** WHAT YOU HAVE TO DO **
Leave the pictures out. Return all other data exactly.

** DATA EXTRACT **
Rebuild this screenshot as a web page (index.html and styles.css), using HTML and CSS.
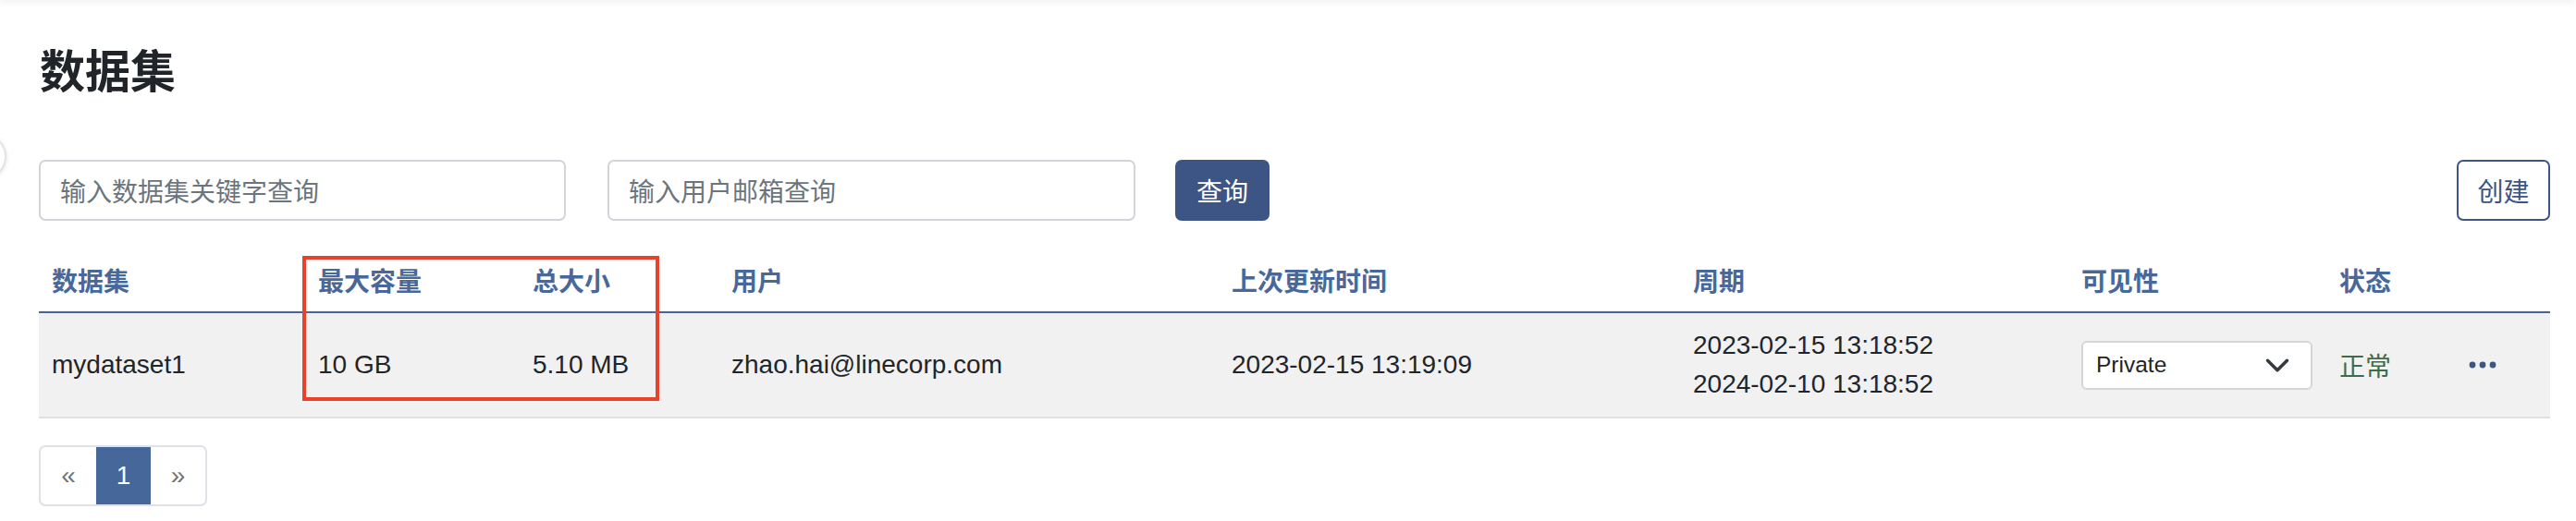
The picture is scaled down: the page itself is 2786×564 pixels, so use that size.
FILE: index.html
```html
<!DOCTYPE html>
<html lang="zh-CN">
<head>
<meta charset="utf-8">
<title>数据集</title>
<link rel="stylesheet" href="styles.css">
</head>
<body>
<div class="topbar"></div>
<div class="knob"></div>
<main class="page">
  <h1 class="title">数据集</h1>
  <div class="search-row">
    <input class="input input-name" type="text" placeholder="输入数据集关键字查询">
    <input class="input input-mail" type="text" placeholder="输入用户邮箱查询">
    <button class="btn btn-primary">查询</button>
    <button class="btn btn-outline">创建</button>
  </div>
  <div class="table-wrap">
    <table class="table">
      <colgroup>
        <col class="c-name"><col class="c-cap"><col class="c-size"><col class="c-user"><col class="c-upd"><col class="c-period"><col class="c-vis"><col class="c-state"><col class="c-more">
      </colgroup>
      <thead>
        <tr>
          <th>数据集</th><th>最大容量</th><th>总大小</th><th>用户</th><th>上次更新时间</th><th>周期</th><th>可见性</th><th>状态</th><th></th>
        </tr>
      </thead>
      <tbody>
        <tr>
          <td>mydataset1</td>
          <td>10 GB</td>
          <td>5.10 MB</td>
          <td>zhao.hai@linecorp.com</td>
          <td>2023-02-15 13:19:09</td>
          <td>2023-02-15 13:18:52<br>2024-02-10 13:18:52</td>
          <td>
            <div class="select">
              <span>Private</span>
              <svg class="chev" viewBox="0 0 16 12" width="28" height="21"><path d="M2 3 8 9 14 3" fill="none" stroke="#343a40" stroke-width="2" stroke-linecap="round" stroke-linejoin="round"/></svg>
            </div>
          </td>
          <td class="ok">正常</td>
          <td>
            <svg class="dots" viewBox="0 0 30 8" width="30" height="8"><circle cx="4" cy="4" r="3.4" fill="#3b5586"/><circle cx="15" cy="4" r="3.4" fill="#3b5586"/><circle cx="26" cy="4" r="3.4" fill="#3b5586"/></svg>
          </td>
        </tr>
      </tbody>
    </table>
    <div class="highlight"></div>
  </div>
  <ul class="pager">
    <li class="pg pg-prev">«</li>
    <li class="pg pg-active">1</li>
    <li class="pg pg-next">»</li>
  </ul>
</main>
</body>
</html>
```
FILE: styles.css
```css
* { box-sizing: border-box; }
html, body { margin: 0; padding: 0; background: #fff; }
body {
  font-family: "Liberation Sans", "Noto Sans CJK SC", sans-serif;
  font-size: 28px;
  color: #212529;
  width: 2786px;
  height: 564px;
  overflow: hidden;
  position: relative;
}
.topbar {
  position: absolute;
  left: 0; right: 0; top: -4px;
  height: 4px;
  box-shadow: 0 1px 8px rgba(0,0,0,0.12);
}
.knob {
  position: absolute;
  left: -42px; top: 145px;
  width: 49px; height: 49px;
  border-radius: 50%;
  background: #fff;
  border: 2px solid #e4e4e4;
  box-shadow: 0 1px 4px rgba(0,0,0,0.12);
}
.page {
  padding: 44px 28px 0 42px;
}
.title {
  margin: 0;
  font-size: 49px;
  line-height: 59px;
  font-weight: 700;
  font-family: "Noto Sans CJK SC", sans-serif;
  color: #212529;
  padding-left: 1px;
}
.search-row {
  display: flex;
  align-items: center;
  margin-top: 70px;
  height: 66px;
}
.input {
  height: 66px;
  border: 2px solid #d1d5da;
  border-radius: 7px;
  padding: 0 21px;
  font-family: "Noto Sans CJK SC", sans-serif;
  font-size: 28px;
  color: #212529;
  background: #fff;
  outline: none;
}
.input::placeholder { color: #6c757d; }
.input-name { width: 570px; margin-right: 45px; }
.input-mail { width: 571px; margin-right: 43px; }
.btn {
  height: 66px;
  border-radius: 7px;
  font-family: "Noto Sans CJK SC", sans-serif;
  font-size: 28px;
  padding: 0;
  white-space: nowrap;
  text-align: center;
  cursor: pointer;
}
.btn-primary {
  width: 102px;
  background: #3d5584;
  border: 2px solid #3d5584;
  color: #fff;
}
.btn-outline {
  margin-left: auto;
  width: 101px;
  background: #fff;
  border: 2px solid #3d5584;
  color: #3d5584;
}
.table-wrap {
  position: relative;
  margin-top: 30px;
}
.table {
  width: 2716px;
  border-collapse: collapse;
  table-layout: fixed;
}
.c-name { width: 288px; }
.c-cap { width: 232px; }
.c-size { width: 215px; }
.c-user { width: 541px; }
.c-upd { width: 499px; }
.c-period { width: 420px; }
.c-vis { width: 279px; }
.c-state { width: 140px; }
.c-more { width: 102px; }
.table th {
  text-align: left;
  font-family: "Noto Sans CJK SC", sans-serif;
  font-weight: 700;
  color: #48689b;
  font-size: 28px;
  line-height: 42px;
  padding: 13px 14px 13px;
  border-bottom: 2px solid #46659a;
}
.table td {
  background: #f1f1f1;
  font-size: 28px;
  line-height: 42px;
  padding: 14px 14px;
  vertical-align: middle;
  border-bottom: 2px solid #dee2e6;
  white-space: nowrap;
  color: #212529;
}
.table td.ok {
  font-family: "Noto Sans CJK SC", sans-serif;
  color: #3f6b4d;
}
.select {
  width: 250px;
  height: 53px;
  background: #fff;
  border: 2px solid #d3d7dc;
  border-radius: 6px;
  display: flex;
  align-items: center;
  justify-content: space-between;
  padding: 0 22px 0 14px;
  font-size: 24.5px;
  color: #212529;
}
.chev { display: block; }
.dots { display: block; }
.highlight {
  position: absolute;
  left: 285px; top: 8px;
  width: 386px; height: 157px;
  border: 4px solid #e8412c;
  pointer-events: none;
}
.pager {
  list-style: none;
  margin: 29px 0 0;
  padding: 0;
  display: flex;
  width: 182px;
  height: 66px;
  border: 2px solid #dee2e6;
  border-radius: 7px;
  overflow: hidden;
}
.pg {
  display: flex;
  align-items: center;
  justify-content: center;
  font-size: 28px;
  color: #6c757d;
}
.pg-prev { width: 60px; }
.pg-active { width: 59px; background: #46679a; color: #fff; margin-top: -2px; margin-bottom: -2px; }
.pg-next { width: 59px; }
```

** TASK SOLUTION **
Rebuild this screenshot as a web page (index.html and styles.css), using HTML and CSS.
The picture is scaled down: the page itself is 2786×564 pixels, so use that size.
FILE: index.html
```html
<!DOCTYPE html>
<html lang="zh-CN">
<head>
<meta charset="utf-8">
<title>数据集</title>
<link rel="stylesheet" href="styles.css">
</head>
<body>
<div class="topbar"></div>
<div class="knob"></div>
<main class="page">
  <h1 class="title">数据集</h1>
  <div class="search-row">
    <input class="input input-name" type="text" placeholder="输入数据集关键字查询">
    <input class="input input-mail" type="text" placeholder="输入用户邮箱查询">
    <button class="btn btn-primary">查询</button>
    <button class="btn btn-outline">创建</button>
  </div>
  <div class="table-wrap">
    <table class="table">
      <colgroup>
        <col class="c-name"><col class="c-cap"><col class="c-size"><col class="c-user"><col class="c-upd"><col class="c-period"><col class="c-vis"><col class="c-state"><col class="c-more">
      </colgroup>
      <thead>
        <tr>
          <th>数据集</th><th>最大容量</th><th>总大小</th><th>用户</th><th>上次更新时间</th><th>周期</th><th>可见性</th><th>状态</th><th></th>
        </tr>
      </thead>
      <tbody>
        <tr>
          <td>mydataset1</td>
          <td>10 GB</td>
          <td>5.10 MB</td>
          <td>zhao.hai@linecorp.com</td>
          <td>2023-02-15 13:19:09</td>
          <td>2023-02-15 13:18:52<br>2024-02-10 13:18:52</td>
          <td>
            <div class="select">
              <span>Private</span>
              <svg class="chev" viewBox="0 0 16 12" width="28" height="21"><path d="M2 3 8 9 14 3" fill="none" stroke="#343a40" stroke-width="2" stroke-linecap="round" stroke-linejoin="round"/></svg>
            </div>
          </td>
          <td class="ok">正常</td>
          <td>
            <svg class="dots" viewBox="0 0 30 8" width="30" height="8"><circle cx="4" cy="4" r="3.4" fill="#3b5586"/><circle cx="15" cy="4" r="3.4" fill="#3b5586"/><circle cx="26" cy="4" r="3.4" fill="#3b5586"/></svg>
          </td>
        </tr>
      </tbody>
    </table>
    <div class="highlight"></div>
  </div>
  <ul class="pager">
    <li class="pg pg-prev">«</li>
    <li class="pg pg-active">1</li>
    <li class="pg pg-next">»</li>
  </ul>
</main>
</body>
</html>
```
FILE: styles.css
```css
* { box-sizing: border-box; }
html, body { margin: 0; padding: 0; background: #fff; }
body {
  font-family: "Liberation Sans", "Noto Sans CJK SC", sans-serif;
  font-size: 28px;
  color: #212529;
  width: 2786px;
  height: 564px;
  overflow: hidden;
  position: relative;
}
.topbar {
  position: absolute;
  left: 0; right: 0; top: -4px;
  height: 4px;
  box-shadow: 0 1px 8px rgba(0,0,0,0.12);
}
.knob {
  position: absolute;
  left: -42px; top: 145px;
  width: 49px; height: 49px;
  border-radius: 50%;
  background: #fff;
  border: 2px solid #e4e4e4;
  box-shadow: 0 1px 4px rgba(0,0,0,0.12);
}
.page {
  padding: 44px 28px 0 42px;
}
.title {
  margin: 0;
  font-size: 49px;
  line-height: 59px;
  font-weight: 700;
  font-family: "Noto Sans CJK SC", sans-serif;
  color: #212529;
  padding-left: 1px;
}
.search-row {
  display: flex;
  align-items: center;
  margin-top: 70px;
  height: 66px;
}
.input {
  height: 66px;
  border: 2px solid #d1d5da;
  border-radius: 7px;
  padding: 0 21px;
  font-family: "Noto Sans CJK SC", sans-serif;
  font-size: 28px;
  color: #212529;
  background: #fff;
  outline: none;
}
.input::placeholder { color: #6c757d; }
.input-name { width: 570px; margin-right: 45px; }
.input-mail { width: 571px; margin-right: 43px; }
.btn {
  height: 66px;
  border-radius: 7px;
  font-family: "Noto Sans CJK SC", sans-serif;
  font-size: 28px;
  padding: 0;
  white-space: nowrap;
  text-align: center;
  cursor: pointer;
}
.btn-primary {
  width: 102px;
  background: #3d5584;
  border: 2px solid #3d5584;
  color: #fff;
}
.btn-outline {
  margin-left: auto;
  width: 101px;
  background: #fff;
  border: 2px solid #3d5584;
  color: #3d5584;
}
.table-wrap {
  position: relative;
  margin-top: 30px;
}
.table {
  width: 2716px;
  border-collapse: collapse;
  table-layout: fixed;
}
.c-name { width: 288px; }
.c-cap { width: 232px; }
.c-size { width: 215px; }
.c-user { width: 541px; }
.c-upd { width: 499px; }
.c-period { width: 420px; }
.c-vis { width: 279px; }
.c-state { width: 140px; }
.c-more { width: 102px; }
.table th {
  text-align: left;
  font-family: "Noto Sans CJK SC", sans-serif;
  font-weight: 700;
  color: #48689b;
  font-size: 28px;
  line-height: 42px;
  padding: 13px 14px 13px;
  border-bottom: 2px solid #46659a;
}
.table td {
  background: #f1f1f1;
  font-size: 28px;
  line-height: 42px;
  padding: 14px 14px;
  vertical-align: middle;
  border-bottom: 2px solid #dee2e6;
  white-space: nowrap;
  color: #212529;
}
.table td.ok {
  font-family: "Noto Sans CJK SC", sans-serif;
  color: #3f6b4d;
}
.select {
  width: 250px;
  height: 53px;
  background: #fff;
  border: 2px solid #d3d7dc;
  border-radius: 6px;
  display: flex;
  align-items: center;
  justify-content: space-between;
  padding: 0 22px 0 14px;
  font-size: 24.5px;
  color: #212529;
}
.chev { display: block; }
.dots { display: block; }
.highlight {
  position: absolute;
  left: 285px; top: 8px;
  width: 386px; height: 157px;
  border: 4px solid #e8412c;
  pointer-events: none;
}
.pager {
  list-style: none;
  margin: 29px 0 0;
  padding: 0;
  display: flex;
  width: 182px;
  height: 66px;
  border: 2px solid #dee2e6;
  border-radius: 7px;
  overflow: hidden;
}
.pg {
  display: flex;
  align-items: center;
  justify-content: center;
  font-size: 28px;
  color: #6c757d;
}
.pg-prev { width: 60px; }
.pg-active { width: 59px; background: #46679a; color: #fff; margin-top: -2px; margin-bottom: -2px; }
.pg-next { width: 59px; }
```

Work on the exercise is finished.